Conclusion: Insights for TTS Deployment and Azure Comparison
Through our benchmarking of the OpenVoice TTS component on SaladCloud GPUs, we have identified the following:
- The RTX 2070 is the most cost-effective option for mass text-to-speech processing
- The RTX 3080 Ti offered the highest processing speed
To put these findings in perspective, let’s compare them with the pricing structure of Azure’s Speech Services. Azure Speech Services offers various tiers and features in its pricing model.
For standard text-to-speech (TTS) services, the price is $1 per hour for real-time processing and $0.36 per hour for batch processing.
This pricing can increase with custom models and endpoint hosting, reaching up to $1.20 per hour plus additional costs for model hosting. There is also a per character pricing option in Azure which is $15 per 1 million characters for real-time and batch synthesis.
In contrast, our benchmark with OpenVoice on SaladCloud GPUs has demonstrated that the RTX 2070 can process an impressive 6.6 million words per dollar, excluding network transfer times.
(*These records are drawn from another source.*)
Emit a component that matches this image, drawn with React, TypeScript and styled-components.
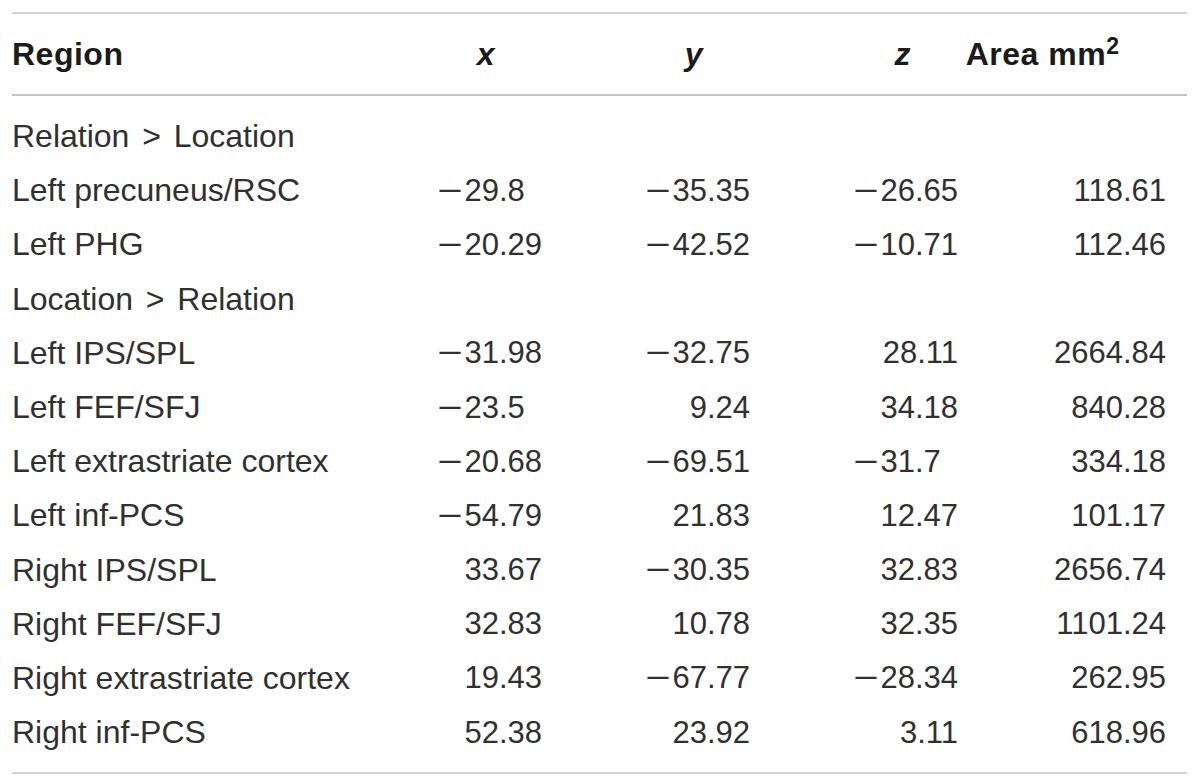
import React from 'react';
import styled, {createGlobalStyle} from 'styled-components';

const GlobalStyle = createGlobalStyle`
  html, body {
    margin: 0;
    padding: 0;
    background: #ffffff;
  }
  body {
    font-family: "Liberation Sans", Arial, sans-serif;
  }
`;

type Row = {
  region: string;
  values?: string[];
};

const rows: Row[] = [
  {region: 'Relation > Location'},
  {region: 'Left precuneus/RSC', values: ['-29.8', '-35.35', '-26.65', '118.61']},
  {region: 'Left PHG', values: ['-20.29', '-42.52', '-10.71', '112.46']},
  {region: 'Location > Relation'},
  {region: 'Left IPS/SPL', values: ['-31.98', '-32.75', '28.11', '2664.84']},
  {region: 'Left FEF/SFJ', values: ['-23.5', '9.24', '34.18', '840.28']},
  {region: 'Left extrastriate cortex', values: ['-20.68', '-69.51', '-31.7', '334.18']},
  {region: 'Left inf-PCS', values: ['-54.79', '21.83', '12.47', '101.17']},
  {region: 'Right IPS/SPL', values: ['33.67', '-30.35', '32.83', '2656.74']},
  {region: 'Right FEF/SFJ', values: ['32.83', '10.78', '32.35', '1101.24']},
  {region: 'Right extrastriate cortex', values: ['19.43', '-67.77', '-28.34', '262.95']},
  {region: 'Right inf-PCS', values: ['52.38', '23.92', '3.11', '618.96']},
];

// the group labels have a wider gap round the ">" sign
function RegionLabel({text}: {text: string}): JSX.Element {
  const parts = text.split(' > ');
  if (parts.length < 2) return <>{text}</>;
  return (
    <>
      {parts[0]}
      <Gt>&gt;</Gt>
      {parts[1]}
    </>
  );
}

// numbers line up on the decimal point, so short ones get an invisible digit
function NumberCell({value}: {value: string}): JSX.Element {
  const negative = value.startsWith('-');
  const digits = negative ? value.slice(1) : value;
  const decimals = digits.split('.')[1]?.length ?? 0;
  return (
    <NumCell>
      {negative && <Minus>{'\u2212'}</Minus>}
      {digits}
      {decimals < 2 && <Hidden>{'0'.repeat(2 - decimals)}</Hidden>}
    </NumCell>
  );
}

export default function App(): JSX.Element {
  return (
    <>
      <GlobalStyle />
      <Page>
        <Table>
          <HeaderRow>
            <HeadCell $align="left">Region</HeadCell>
            <HeadCell $align="right">
              <em>x</em>
            </HeadCell>
            <HeadCell $align="right">
              <em>y</em>
            </HeadCell>
            <HeadCell $align="right">
              <em>z</em>
            </HeadCell>
            <HeadCell $align="right">
              Area mm<Sup>2</Sup>
            </HeadCell>
          </HeaderRow>
          <Body>
            {rows.map((row) => (
              <BodyRow key={row.region}>
                <TextCell>
                  <RegionLabel text={row.region} />
                </TextCell>
                {row.values?.map((v, i) => <NumberCell key={i} value={v} />)}
              </BodyRow>
            ))}
          </Body>
        </Table>
      </Page>
    </>
  );
}

const Page = styled.div`
  padding: 12px 13px 0 12px;
  width: 1175px;
`;

const Table = styled.div`
  border-top: 2px solid #d2d2d2;
  border-bottom: 2px solid #d2d2d2;
`;

const Grid = styled.div`
  display: grid;
  grid-template-columns: 322px 208px 208px 208px 208px;
  align-items: center;
`;

const HeaderRow = styled(Grid)`
  height: 80px;
  border-bottom: 2px solid #c4c4c4;
`;

const HeadCell = styled.div<{$align: 'left' | 'right'}>`
  text-align: ${(p) => p.$align};
  padding-right: ${(p) => (p.$align === 'right' ? '47px' : '0')};
  font-size: 32px;
  font-weight: 700;
  letter-spacing: 0.5px;
  color: #1b1b1b;
  line-height: 1;
  white-space: nowrap;

  em {
    font-style: italic;
  }
`;

const Sup = styled.sup`
  font-size: 23px;
  line-height: 0;
  letter-spacing: 0;
  vertical-align: 0.5em;
`;

const Body = styled.div`
  padding: 13px 0;
`;

const BodyRow = styled(Grid)`
  height: 54.2px;
`;

const TextCell = styled.div`
  font-size: 32px;
  color: #303030;
  line-height: 1;
  white-space: nowrap;
`;

const Gt = styled.span`
  margin: 0 0.4em;
`;

const NumCell = styled.div`
  text-align: right;
  font-size: 31px;
  color: #303030;
  line-height: 1;
  white-space: nowrap;
`;

const Minus = styled.span`
  display: inline-block;
  width: 0.88em;
  text-align: left;
  transform: scaleX(1.4);
  transform-origin: left center;
`;

const Hidden = styled.span`
  visibility: hidden;
`;
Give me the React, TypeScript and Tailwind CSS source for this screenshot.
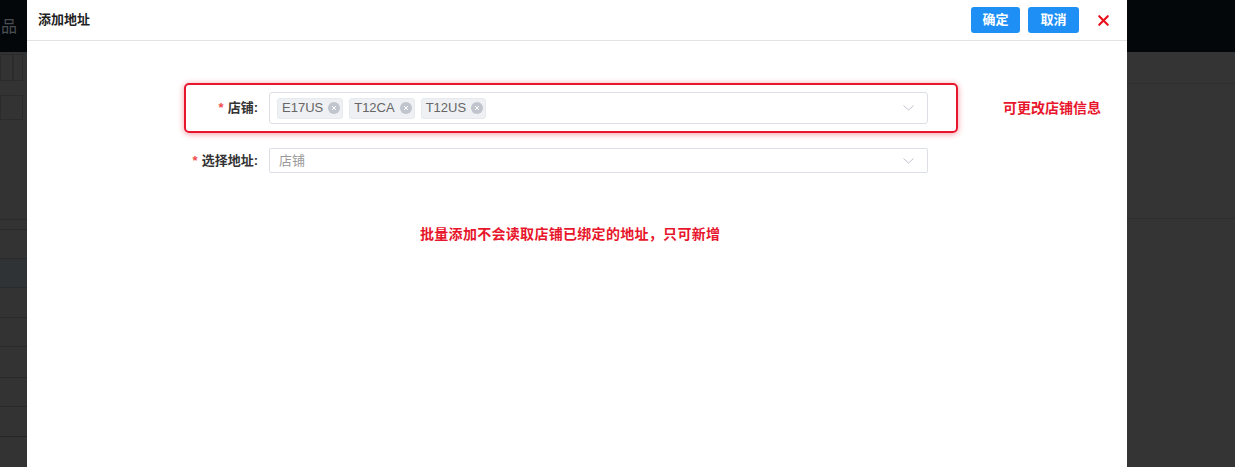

Even when including the time for text download and audio upload, the RTX 2070 achieves 4.53 million words per dollar.
Given that the average English word is around 5 characters long, this means that, for the cost of processing 1 million characters on Azure, you could potentially process up to 300+ million characters using OpenVoice on SaladCloud GPUs.
Therefore, when considering factors such as budget constraints and processing speed requirements, OpenVoice on SaladCloud GPUs emerges as a compelling alternative to managed services like Azure Speech Services. It offers not just a cost advantage but also the potential for greater customization and scalability – a powerful combination for businesses and developers looking to integrate advanced voice synthesis capabilities into their applications.